--- Exercise directions ---
Read the lines that follow and tally those with the word "this"; give the number and nothing else.

--- Supplied records ---

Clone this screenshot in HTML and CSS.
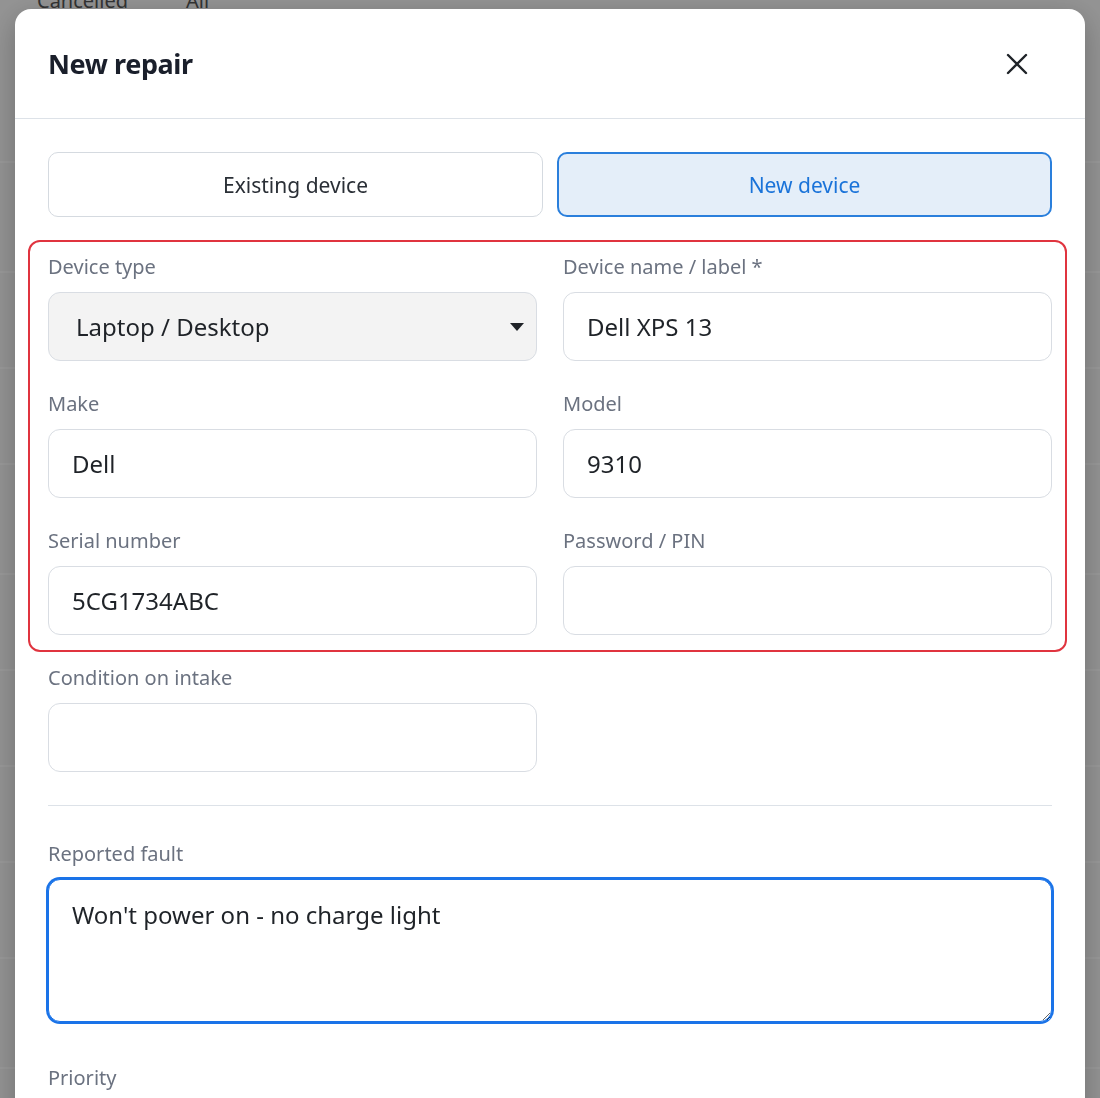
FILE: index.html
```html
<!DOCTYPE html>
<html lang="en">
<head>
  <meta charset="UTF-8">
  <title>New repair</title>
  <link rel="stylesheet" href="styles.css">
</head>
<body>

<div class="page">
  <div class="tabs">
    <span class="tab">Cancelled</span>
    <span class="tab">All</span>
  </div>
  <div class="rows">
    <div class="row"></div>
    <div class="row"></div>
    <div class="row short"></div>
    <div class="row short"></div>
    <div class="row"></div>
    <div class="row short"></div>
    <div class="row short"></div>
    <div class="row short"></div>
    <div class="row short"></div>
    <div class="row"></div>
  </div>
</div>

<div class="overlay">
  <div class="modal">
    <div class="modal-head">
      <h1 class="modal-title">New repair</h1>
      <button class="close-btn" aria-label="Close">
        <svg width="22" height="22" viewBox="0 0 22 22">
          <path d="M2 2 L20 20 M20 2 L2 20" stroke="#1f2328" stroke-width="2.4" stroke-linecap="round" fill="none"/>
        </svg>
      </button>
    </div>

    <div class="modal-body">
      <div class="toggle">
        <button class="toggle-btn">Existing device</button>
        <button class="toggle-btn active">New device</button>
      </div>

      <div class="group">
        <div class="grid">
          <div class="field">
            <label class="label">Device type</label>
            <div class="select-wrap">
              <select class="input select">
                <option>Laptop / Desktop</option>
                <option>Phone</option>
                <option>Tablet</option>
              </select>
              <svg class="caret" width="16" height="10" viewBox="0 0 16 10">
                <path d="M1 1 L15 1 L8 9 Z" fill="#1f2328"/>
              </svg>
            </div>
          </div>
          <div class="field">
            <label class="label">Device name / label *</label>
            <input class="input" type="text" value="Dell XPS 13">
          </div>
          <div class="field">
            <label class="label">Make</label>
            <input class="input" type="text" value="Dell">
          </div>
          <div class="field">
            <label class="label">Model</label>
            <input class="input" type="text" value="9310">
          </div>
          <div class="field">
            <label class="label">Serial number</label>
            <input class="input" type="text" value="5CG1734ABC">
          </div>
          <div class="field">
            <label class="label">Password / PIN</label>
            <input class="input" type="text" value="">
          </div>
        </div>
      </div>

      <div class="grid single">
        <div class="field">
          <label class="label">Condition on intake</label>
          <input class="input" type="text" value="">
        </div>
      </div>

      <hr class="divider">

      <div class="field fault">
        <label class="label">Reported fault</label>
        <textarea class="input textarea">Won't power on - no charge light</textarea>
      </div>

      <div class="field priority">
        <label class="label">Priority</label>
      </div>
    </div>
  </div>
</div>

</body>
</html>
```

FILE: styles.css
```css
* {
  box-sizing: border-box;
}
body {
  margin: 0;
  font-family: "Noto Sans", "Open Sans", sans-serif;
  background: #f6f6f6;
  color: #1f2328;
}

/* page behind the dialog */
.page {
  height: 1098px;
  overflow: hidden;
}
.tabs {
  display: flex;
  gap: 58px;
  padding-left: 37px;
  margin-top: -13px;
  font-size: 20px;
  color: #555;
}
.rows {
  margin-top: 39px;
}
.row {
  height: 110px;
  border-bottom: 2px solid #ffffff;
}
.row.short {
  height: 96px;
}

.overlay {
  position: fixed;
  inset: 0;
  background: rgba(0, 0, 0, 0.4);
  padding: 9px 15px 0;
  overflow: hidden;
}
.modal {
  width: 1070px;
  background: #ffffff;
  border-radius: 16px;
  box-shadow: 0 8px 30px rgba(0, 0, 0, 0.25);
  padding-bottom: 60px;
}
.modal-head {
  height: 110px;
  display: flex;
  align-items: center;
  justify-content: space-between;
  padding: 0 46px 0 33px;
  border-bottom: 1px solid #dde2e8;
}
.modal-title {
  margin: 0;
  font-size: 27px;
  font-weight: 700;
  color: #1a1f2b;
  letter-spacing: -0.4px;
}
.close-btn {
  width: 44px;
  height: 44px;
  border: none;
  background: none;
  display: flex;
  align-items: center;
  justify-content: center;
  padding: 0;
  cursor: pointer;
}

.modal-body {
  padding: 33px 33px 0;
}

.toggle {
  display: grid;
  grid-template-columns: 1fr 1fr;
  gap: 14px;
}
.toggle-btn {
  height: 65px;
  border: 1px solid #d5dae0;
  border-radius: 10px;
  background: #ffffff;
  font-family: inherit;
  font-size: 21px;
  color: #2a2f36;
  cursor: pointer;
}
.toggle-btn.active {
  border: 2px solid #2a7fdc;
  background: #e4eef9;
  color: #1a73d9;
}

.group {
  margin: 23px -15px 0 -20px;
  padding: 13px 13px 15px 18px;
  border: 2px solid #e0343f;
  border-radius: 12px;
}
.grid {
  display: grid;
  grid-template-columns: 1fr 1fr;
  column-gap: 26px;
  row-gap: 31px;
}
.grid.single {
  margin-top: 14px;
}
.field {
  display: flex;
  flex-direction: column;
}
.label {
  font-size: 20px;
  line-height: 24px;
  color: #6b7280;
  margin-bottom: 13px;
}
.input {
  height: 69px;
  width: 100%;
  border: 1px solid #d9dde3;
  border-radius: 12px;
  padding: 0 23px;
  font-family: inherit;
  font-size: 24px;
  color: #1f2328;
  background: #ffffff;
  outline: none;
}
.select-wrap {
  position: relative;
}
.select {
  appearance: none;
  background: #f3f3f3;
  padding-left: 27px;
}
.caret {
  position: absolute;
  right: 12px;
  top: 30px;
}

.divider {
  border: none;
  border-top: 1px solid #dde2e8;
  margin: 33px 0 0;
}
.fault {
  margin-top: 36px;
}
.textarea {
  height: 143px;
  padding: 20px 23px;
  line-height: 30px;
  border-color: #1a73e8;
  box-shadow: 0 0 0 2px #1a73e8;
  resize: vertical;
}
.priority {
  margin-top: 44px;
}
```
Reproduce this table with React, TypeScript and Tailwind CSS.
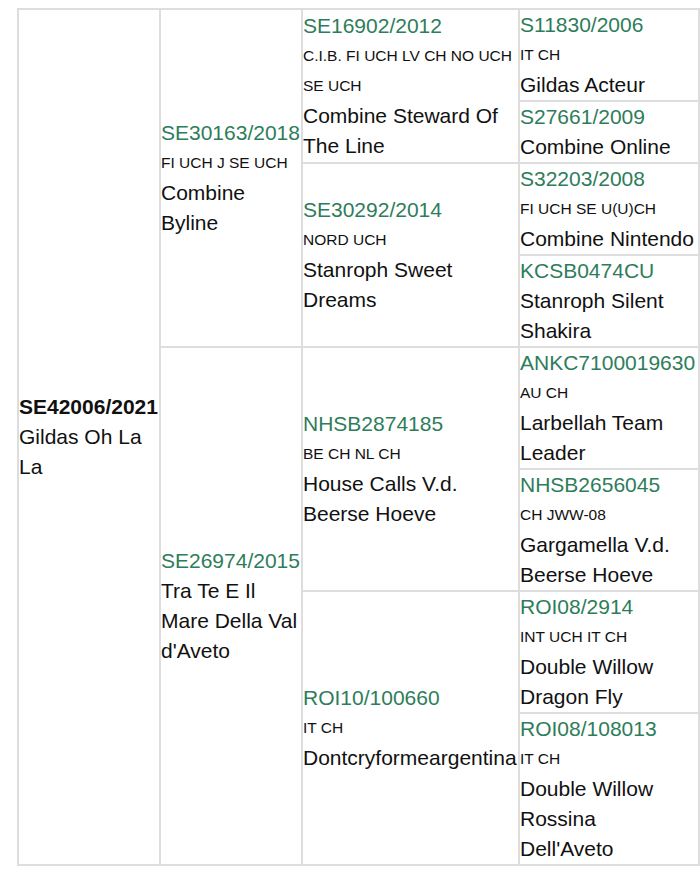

--- Exercise output ---
2